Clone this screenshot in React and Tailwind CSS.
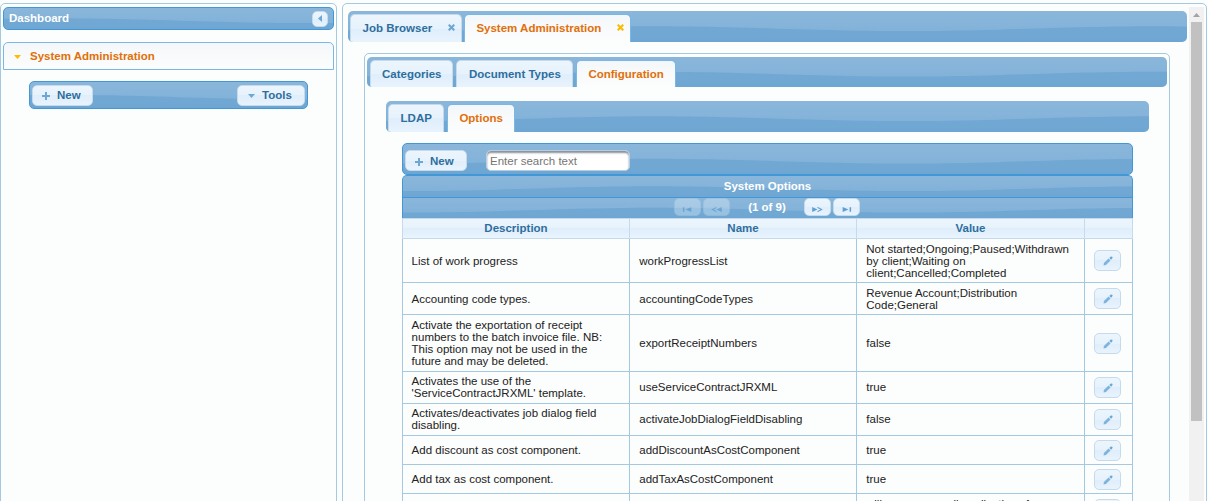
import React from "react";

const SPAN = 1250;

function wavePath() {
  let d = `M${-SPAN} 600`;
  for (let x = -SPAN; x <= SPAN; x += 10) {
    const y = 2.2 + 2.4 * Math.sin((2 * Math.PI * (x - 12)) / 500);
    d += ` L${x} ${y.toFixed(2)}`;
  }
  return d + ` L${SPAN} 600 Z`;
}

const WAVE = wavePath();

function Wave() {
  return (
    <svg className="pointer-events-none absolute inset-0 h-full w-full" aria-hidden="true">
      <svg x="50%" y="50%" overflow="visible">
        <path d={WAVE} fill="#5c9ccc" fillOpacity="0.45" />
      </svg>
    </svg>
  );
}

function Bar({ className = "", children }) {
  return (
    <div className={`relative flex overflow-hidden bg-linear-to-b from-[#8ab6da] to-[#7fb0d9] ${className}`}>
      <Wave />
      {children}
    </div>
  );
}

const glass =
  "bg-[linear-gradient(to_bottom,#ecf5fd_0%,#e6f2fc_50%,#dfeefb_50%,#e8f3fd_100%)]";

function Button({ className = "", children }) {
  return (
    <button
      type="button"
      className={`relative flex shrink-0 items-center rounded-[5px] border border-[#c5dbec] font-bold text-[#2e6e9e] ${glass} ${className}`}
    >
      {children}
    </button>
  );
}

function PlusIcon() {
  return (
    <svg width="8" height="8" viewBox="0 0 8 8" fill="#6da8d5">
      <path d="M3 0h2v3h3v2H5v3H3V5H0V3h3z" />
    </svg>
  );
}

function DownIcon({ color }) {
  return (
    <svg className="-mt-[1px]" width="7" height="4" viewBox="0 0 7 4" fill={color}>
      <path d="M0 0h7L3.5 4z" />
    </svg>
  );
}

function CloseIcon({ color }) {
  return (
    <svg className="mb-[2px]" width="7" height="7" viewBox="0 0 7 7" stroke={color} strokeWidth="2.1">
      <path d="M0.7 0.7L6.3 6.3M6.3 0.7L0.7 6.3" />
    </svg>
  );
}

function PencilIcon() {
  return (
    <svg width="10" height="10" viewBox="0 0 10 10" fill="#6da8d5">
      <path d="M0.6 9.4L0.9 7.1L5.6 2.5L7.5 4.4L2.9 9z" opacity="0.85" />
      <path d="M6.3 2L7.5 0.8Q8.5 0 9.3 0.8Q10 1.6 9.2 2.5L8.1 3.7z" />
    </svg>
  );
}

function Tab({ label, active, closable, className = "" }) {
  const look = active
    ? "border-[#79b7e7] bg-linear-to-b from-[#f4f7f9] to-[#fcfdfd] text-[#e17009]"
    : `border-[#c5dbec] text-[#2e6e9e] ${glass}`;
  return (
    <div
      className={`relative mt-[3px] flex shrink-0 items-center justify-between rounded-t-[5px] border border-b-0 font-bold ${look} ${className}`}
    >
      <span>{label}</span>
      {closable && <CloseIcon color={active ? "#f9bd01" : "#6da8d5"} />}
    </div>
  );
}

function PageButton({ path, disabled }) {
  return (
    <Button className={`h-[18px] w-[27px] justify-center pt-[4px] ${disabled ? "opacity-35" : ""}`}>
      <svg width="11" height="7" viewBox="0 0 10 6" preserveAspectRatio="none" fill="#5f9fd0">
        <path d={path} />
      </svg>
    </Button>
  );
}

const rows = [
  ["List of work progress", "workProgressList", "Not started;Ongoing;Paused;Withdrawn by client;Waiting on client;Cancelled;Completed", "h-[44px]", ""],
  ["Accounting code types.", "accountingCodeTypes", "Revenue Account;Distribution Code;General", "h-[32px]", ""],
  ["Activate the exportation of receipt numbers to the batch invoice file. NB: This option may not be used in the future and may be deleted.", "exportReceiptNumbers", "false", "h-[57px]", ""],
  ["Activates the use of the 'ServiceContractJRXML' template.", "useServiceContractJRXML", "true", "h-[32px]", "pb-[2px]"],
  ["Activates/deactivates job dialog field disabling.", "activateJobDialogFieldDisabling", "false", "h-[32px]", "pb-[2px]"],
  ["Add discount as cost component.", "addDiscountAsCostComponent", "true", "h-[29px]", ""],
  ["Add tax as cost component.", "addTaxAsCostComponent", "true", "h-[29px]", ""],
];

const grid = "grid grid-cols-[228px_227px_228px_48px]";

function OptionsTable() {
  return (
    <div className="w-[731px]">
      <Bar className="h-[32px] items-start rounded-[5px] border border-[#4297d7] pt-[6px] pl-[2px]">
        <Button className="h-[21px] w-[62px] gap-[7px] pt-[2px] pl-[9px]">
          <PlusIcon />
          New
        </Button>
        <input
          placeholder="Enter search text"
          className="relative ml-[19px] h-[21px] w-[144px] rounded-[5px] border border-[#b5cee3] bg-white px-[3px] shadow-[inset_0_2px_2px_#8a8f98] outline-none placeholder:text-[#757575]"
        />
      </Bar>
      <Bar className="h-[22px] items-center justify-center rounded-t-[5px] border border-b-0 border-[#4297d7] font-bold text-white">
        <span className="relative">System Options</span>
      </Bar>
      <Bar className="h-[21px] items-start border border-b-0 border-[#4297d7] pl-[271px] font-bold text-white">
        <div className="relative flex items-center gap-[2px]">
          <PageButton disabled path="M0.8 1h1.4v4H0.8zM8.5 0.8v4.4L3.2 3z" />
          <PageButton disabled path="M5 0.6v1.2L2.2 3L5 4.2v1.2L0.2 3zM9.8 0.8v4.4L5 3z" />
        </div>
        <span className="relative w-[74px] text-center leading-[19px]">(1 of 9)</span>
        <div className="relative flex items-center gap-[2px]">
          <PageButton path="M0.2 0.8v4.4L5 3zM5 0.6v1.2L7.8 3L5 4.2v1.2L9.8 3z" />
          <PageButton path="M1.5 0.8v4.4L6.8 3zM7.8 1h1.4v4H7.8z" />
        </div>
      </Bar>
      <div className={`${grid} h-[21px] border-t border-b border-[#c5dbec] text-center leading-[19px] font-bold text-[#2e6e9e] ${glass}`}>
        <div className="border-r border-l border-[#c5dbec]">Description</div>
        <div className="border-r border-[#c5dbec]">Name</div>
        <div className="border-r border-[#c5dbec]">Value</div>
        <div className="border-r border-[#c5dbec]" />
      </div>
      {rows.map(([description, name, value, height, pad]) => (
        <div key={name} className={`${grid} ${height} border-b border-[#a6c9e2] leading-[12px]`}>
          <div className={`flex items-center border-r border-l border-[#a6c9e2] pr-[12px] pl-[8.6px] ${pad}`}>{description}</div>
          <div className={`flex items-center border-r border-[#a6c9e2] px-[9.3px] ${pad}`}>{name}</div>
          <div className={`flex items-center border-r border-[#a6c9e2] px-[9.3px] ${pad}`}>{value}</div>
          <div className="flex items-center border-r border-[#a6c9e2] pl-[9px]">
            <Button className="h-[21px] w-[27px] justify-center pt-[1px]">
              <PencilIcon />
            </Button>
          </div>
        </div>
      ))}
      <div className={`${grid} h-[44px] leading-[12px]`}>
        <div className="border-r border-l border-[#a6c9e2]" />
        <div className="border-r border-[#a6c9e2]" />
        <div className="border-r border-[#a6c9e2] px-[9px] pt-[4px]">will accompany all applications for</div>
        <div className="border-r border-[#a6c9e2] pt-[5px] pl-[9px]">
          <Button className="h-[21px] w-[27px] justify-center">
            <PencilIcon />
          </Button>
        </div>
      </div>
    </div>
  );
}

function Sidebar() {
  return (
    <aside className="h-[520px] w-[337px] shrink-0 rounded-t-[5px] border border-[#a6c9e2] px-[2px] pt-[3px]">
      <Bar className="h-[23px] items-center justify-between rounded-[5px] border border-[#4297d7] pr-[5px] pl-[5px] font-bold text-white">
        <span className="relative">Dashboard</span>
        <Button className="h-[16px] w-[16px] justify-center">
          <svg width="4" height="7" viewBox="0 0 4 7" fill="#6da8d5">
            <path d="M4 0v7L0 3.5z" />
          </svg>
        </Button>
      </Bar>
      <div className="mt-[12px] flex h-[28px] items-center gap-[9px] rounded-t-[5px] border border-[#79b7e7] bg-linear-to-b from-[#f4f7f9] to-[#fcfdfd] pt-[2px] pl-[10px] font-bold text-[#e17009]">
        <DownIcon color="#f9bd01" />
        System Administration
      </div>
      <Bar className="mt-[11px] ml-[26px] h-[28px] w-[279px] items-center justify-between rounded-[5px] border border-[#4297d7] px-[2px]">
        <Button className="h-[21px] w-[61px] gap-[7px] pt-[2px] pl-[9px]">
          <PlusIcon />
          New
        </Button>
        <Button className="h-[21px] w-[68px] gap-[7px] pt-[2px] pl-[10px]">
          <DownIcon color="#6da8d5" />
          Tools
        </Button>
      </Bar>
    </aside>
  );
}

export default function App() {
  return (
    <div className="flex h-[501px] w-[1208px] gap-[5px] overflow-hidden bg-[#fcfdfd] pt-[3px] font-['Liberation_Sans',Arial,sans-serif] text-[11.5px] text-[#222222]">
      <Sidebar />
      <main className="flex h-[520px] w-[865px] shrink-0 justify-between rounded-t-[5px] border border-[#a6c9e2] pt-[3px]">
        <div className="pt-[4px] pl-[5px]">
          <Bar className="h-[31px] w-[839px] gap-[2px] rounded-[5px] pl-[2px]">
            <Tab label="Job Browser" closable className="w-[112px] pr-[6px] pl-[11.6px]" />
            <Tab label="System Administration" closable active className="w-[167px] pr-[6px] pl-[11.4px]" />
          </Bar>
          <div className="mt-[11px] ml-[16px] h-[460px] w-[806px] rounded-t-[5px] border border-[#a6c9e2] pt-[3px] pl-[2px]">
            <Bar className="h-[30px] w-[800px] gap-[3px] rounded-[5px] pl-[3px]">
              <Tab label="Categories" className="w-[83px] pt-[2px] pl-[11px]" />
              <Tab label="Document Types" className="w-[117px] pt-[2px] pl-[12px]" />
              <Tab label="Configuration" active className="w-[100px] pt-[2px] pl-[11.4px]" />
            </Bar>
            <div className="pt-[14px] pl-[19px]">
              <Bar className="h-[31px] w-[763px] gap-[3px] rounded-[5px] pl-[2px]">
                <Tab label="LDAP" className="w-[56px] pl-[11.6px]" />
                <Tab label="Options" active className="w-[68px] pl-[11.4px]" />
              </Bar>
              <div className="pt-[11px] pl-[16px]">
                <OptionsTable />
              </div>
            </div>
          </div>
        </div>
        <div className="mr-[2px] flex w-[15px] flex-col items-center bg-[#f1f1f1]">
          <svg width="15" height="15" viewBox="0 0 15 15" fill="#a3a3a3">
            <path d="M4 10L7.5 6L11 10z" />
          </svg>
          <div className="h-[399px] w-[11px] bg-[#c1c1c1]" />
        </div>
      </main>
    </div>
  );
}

**Directions**
Exactly as written, please give again the lines from the beginning of the listing through the line containing "const SPAN = 1250;", inclusive, without any pictures.

**Response to the task**
Clone this screenshot in React and Tailwind CSS.
import React from "react";

const SPAN = 1250;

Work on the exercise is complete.